I wish I could do the same thing you did but that's not an option for me right now. What I'm doing to try getting rid of my temp issue on the road is replacing the thermostat valve and cap with new OEM parts, flushing the whole system to clean it up for good and putting the correct amount of water/coolant back. My water/coolant mix had almost 2 year on it! Hope to get rid of my engine heat problem by doing these little things. If not, then I'm afraid I'll have to have my head checked an serviced as you did. Let's see.
 
Discussion starter · #63 ·
Thanks for the compliments on the engine bay. I really took a lot of time back in '07 when I pulled the motor for the first time to really clean everything up and paint the bay and all that. I'm gonna button a few things up today. When I'm done I'll take a shot of the whole thing back together and post it up.
 
Discussion starter · #65 ·
Just a follow-up to officially close out this thread. It's 4 months later now and I've had the car back on the road about 2 weeks since the weather broke here in PA. I've taken the car on several decent length trips over multiple days and have boosted to it's max setting of 22lbs several times. So far, no over-heating issue. Needle is riding just below half and hasn't budged once warm. I'm convinced I've corrected the issue and that it was in fact the headgasket on the verge of disaster.

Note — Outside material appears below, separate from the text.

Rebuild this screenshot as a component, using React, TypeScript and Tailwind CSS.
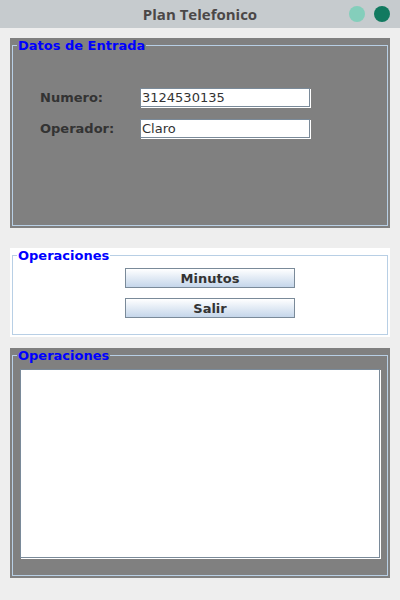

I'm also greatly enjoying the lock-steady idle speed of the FIAV elimination mod. Should have done that a long time ago.
 
Discussion starter · #67 ·
You think so? I read a published article specific to the DSM over the winter that said it really wasn't that great of an upgrade on the 2G. I have thought about it though. I'll have to dig around for that article today when I get home from work.

What I'd really like is to do a GSX swap on it in the next year or two. I'm hoping to get lucky and find the perfect donor car - one that's too beat to be worth fixing, but yet has a salvageable drivetrain. I have the garage space and most of the tools it would take.
 
It's not so much of an upgrade as it is aesthetic. You're still running low enough boost that it won't blow out the spark. One advantage is you can leave the coil in place and just swap wires back if you want/need the stock ignition for timing or switching back to OEM. I carry a spare coil for the COP just in case I ever experience a failure, but never have had to use it. I actually make a coil adapter for #1 cylinder to time my car with the COP still installed.
 
Discussion starter · #70 ·
A radiator shroud is just a piece of metal or molded plastic that goes over rad and rad fans. The problem people are eluding to in this thread is that when people go to aftermarket fans they often just mount the fans on the radiator w/ no shroud. The problem that creates is that you have air moving through the radiator that isn't getting funneled through the fans. That leads to two problems. 1 - Your fans aren't pushing as much air (even if they faster aftermarket fans the volume of air is lower) and 2 - Your not maximizing the cooling potential.

Mishimoto makes a real nice aluminum fan shroud that bolts right up to the stock rad and most aftermarket rads.